• **EXERCISE PROMPT**: From the entries below, extract every line that includes the word "styles".
::::::::
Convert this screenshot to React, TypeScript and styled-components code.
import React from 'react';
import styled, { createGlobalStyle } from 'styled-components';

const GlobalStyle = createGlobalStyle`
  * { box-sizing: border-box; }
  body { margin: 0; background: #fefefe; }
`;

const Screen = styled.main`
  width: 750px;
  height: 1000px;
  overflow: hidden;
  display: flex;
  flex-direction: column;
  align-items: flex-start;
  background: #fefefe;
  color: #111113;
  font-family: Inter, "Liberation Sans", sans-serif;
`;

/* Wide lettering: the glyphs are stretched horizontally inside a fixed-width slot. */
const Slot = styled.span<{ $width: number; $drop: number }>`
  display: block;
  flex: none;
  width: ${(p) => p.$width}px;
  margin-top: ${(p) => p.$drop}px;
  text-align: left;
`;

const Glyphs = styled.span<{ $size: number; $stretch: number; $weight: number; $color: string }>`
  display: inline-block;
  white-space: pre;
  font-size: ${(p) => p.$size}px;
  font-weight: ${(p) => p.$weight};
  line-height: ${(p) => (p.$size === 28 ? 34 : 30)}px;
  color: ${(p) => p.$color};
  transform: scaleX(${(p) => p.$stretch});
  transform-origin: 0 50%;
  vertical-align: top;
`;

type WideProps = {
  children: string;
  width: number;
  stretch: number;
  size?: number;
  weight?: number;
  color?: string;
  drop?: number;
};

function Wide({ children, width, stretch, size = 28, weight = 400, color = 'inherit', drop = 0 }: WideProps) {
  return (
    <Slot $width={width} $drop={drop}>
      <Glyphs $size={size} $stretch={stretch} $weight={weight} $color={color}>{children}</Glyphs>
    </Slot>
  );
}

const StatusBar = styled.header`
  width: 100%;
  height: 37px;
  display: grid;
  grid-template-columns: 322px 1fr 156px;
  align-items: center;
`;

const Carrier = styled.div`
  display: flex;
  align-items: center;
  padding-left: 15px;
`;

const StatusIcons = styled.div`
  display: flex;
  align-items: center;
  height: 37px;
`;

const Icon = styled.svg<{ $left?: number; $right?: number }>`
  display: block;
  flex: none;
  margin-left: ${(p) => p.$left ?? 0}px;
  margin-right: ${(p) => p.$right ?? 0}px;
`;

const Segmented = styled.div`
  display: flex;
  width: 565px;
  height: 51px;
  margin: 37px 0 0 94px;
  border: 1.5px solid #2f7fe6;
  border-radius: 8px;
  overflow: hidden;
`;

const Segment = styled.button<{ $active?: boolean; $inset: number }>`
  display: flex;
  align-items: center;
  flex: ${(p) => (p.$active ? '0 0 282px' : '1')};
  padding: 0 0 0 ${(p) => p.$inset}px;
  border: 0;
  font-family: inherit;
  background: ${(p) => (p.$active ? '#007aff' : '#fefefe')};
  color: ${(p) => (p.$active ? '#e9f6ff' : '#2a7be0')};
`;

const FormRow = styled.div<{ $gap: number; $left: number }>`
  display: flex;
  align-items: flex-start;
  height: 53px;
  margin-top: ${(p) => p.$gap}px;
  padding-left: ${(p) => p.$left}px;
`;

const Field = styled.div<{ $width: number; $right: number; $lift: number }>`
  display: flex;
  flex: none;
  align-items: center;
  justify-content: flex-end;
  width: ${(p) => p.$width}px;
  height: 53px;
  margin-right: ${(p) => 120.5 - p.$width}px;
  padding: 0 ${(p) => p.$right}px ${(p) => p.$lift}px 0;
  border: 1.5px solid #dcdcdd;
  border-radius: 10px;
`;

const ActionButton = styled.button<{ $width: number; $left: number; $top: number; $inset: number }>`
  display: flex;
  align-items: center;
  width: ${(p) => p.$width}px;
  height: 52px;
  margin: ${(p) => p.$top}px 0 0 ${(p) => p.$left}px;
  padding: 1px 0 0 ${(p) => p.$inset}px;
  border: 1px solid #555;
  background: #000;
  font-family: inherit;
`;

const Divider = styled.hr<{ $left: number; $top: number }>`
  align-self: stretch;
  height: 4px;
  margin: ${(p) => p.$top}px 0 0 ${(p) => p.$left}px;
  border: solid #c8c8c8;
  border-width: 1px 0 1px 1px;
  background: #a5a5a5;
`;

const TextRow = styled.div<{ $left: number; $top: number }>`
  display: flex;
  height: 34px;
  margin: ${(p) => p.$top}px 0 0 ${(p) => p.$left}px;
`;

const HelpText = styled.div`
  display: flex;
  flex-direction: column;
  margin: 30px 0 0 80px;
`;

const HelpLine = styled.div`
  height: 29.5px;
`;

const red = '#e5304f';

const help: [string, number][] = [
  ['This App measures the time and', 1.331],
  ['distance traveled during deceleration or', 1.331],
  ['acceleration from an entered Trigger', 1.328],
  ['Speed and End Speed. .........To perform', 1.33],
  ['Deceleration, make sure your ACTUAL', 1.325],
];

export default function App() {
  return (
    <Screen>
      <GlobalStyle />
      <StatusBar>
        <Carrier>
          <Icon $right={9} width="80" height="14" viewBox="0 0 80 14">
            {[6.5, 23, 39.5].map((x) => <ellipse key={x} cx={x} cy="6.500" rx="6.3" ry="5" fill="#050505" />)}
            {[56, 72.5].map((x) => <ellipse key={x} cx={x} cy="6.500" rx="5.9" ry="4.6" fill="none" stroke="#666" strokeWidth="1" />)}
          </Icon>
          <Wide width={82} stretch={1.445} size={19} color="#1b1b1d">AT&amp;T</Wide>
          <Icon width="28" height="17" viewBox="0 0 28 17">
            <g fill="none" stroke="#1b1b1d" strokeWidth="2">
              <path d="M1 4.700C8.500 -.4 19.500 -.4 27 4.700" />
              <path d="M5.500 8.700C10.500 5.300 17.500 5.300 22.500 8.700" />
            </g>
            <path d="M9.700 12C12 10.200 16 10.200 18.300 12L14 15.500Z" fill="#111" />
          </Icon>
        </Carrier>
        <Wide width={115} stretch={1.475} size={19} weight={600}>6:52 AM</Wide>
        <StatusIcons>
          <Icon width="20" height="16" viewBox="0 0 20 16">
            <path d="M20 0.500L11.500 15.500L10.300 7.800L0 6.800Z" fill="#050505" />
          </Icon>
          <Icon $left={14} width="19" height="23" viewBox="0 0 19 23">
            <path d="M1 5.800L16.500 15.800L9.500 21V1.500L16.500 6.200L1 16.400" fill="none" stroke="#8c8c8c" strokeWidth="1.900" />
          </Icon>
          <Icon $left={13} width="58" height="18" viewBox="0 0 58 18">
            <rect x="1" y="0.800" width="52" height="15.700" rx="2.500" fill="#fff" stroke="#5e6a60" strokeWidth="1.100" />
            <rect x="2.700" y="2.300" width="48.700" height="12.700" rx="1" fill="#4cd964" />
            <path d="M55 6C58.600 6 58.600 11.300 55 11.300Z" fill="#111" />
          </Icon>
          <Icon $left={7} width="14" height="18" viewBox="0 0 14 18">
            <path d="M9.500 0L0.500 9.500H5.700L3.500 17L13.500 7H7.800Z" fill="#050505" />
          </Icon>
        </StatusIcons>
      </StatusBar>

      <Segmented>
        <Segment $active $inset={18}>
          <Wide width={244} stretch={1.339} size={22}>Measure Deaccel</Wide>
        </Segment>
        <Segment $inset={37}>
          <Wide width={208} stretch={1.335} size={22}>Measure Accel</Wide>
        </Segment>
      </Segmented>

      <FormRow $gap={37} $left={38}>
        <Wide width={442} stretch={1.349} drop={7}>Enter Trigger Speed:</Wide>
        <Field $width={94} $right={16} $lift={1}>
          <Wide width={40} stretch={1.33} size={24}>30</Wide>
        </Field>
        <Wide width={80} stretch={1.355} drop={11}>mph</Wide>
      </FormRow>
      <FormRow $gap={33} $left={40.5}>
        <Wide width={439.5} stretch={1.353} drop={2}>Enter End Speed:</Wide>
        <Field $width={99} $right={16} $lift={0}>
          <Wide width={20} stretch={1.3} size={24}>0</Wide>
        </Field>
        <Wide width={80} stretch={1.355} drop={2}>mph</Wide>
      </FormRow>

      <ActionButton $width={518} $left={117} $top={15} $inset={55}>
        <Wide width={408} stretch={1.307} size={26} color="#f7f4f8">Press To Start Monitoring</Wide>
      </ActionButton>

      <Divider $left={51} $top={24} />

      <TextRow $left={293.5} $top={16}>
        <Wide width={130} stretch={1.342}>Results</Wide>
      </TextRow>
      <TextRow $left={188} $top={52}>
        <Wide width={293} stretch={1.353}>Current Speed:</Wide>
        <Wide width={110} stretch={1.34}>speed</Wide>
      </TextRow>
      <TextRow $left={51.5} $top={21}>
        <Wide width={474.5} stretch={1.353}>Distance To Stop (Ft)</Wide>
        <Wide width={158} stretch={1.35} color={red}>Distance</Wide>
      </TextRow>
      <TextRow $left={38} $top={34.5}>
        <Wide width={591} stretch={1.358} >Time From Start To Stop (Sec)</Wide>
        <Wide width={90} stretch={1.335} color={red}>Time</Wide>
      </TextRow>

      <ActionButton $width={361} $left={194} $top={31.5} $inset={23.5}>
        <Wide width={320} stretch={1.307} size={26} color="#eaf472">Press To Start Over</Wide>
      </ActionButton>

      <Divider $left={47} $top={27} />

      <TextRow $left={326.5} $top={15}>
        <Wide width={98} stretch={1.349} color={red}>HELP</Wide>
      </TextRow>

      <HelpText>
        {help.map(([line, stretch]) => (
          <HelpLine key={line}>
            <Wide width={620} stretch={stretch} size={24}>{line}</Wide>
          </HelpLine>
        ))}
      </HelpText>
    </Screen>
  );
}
::::::::
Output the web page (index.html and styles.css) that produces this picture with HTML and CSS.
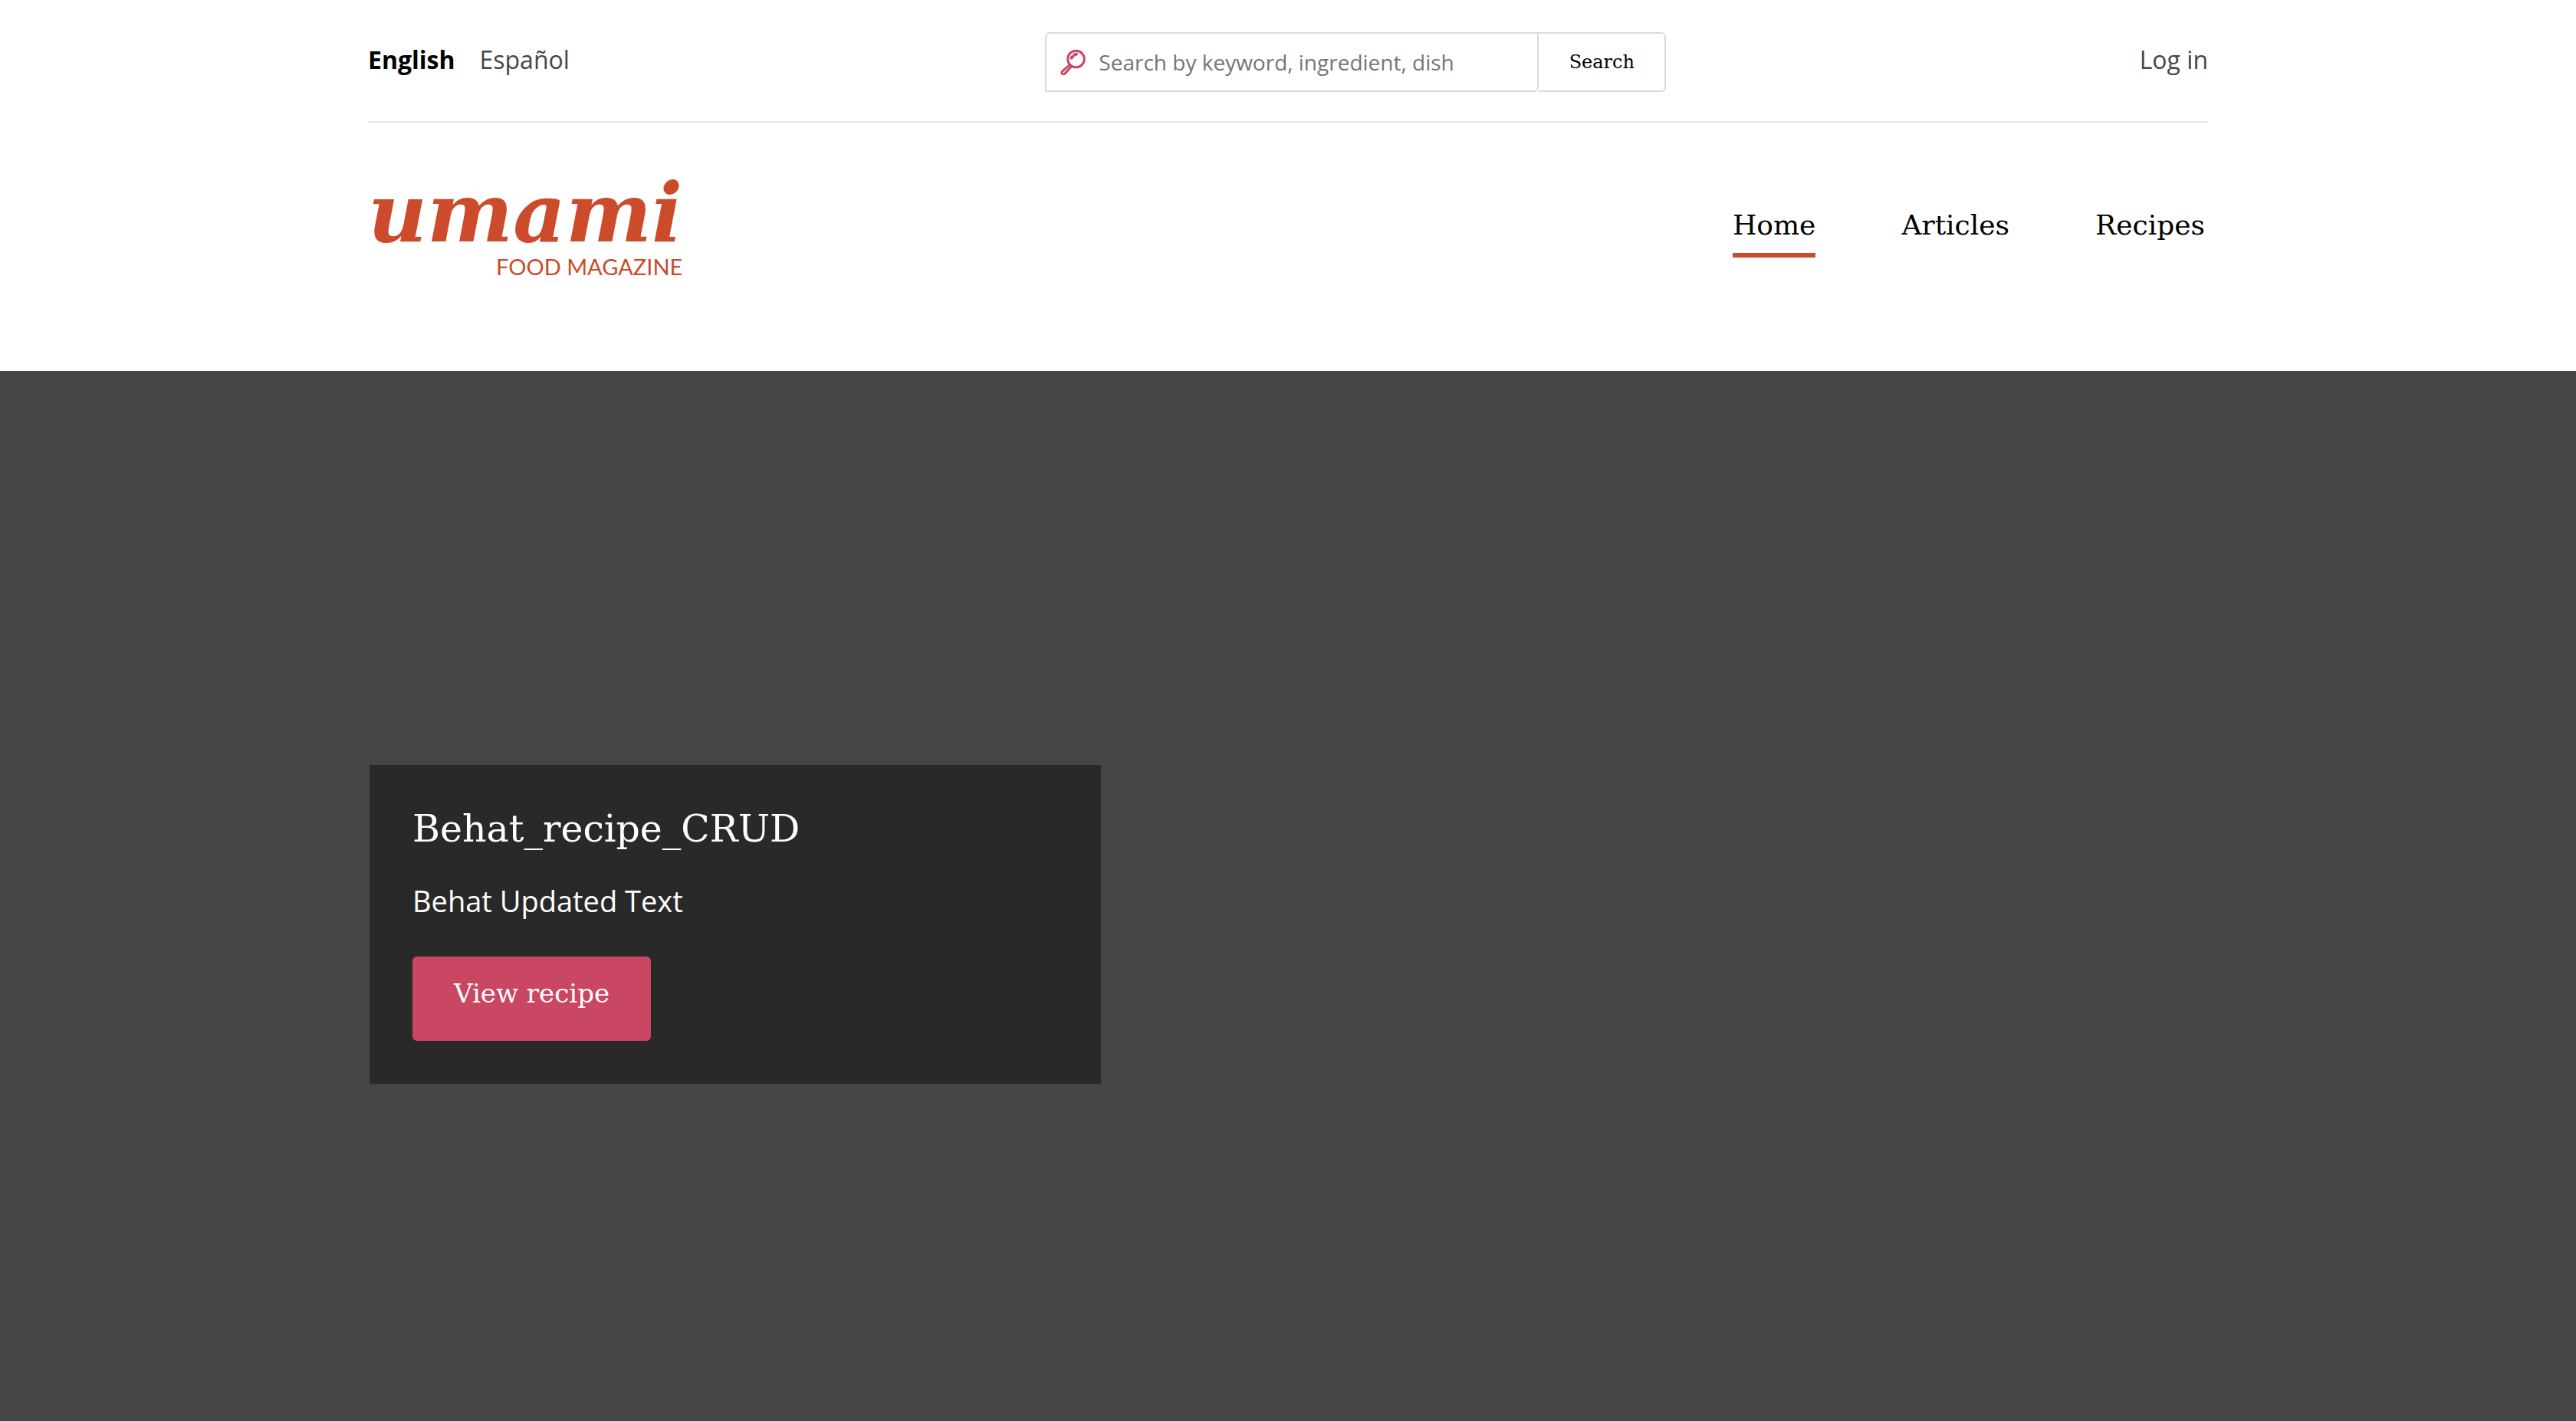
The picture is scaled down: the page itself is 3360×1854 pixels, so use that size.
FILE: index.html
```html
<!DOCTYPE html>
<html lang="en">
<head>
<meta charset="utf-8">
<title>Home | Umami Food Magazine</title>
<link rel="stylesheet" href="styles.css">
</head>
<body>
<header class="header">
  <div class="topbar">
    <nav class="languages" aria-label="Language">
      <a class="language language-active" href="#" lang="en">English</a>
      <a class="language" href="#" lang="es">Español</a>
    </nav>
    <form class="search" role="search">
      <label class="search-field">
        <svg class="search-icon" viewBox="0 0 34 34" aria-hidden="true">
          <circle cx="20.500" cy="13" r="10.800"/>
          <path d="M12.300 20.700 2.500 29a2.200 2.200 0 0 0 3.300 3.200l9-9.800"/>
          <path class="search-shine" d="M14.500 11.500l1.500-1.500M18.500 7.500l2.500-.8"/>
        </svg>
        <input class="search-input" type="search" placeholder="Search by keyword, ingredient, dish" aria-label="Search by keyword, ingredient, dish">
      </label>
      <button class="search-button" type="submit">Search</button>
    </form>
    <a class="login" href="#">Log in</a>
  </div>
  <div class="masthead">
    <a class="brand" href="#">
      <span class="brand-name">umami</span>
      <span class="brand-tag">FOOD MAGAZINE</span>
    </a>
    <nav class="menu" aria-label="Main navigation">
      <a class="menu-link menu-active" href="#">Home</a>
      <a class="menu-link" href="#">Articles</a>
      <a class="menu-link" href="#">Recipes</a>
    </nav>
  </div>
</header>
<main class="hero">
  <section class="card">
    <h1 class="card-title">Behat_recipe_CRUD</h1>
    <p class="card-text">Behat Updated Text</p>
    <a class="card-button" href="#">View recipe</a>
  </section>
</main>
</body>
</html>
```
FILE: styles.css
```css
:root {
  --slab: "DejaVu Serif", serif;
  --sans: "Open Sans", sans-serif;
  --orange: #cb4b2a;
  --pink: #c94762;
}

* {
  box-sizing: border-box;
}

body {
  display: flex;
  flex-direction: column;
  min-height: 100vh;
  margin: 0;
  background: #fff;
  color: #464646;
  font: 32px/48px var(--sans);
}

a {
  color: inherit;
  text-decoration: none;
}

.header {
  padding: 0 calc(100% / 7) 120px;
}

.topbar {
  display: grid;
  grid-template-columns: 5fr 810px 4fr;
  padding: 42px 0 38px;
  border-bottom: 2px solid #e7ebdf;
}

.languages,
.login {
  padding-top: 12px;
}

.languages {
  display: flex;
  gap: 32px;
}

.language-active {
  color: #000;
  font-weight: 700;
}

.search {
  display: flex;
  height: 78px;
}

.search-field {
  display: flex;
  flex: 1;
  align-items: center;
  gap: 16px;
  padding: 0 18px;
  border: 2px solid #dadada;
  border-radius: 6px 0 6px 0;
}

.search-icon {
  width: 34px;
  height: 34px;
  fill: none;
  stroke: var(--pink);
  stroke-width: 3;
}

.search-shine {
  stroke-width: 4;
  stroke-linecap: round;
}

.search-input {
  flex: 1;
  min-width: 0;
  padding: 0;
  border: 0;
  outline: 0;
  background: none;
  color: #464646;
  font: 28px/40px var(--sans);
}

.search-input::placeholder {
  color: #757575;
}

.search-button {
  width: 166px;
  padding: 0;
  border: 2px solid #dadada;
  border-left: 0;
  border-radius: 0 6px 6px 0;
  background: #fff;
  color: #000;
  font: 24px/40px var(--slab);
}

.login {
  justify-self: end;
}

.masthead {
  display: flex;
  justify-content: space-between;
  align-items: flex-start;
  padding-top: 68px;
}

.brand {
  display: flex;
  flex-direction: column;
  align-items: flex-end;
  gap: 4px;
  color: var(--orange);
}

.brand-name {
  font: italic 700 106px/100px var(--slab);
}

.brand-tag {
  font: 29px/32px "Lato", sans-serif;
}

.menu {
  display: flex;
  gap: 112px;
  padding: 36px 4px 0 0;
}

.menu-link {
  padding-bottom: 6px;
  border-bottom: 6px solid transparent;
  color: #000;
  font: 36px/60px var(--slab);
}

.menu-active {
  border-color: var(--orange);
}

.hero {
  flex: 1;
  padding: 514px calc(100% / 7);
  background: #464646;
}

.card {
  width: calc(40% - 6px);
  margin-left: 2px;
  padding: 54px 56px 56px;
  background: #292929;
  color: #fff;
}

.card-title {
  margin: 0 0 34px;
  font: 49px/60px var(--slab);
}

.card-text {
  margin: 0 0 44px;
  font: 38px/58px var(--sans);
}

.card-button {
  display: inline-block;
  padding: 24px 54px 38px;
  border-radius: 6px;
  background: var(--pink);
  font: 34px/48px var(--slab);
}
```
::::::::
• **ANSWER BELOW**:
Output the web page (index.html and styles.css) that produces this picture with HTML and CSS.
<link rel="stylesheet" href="styles.css">
FILE: styles.css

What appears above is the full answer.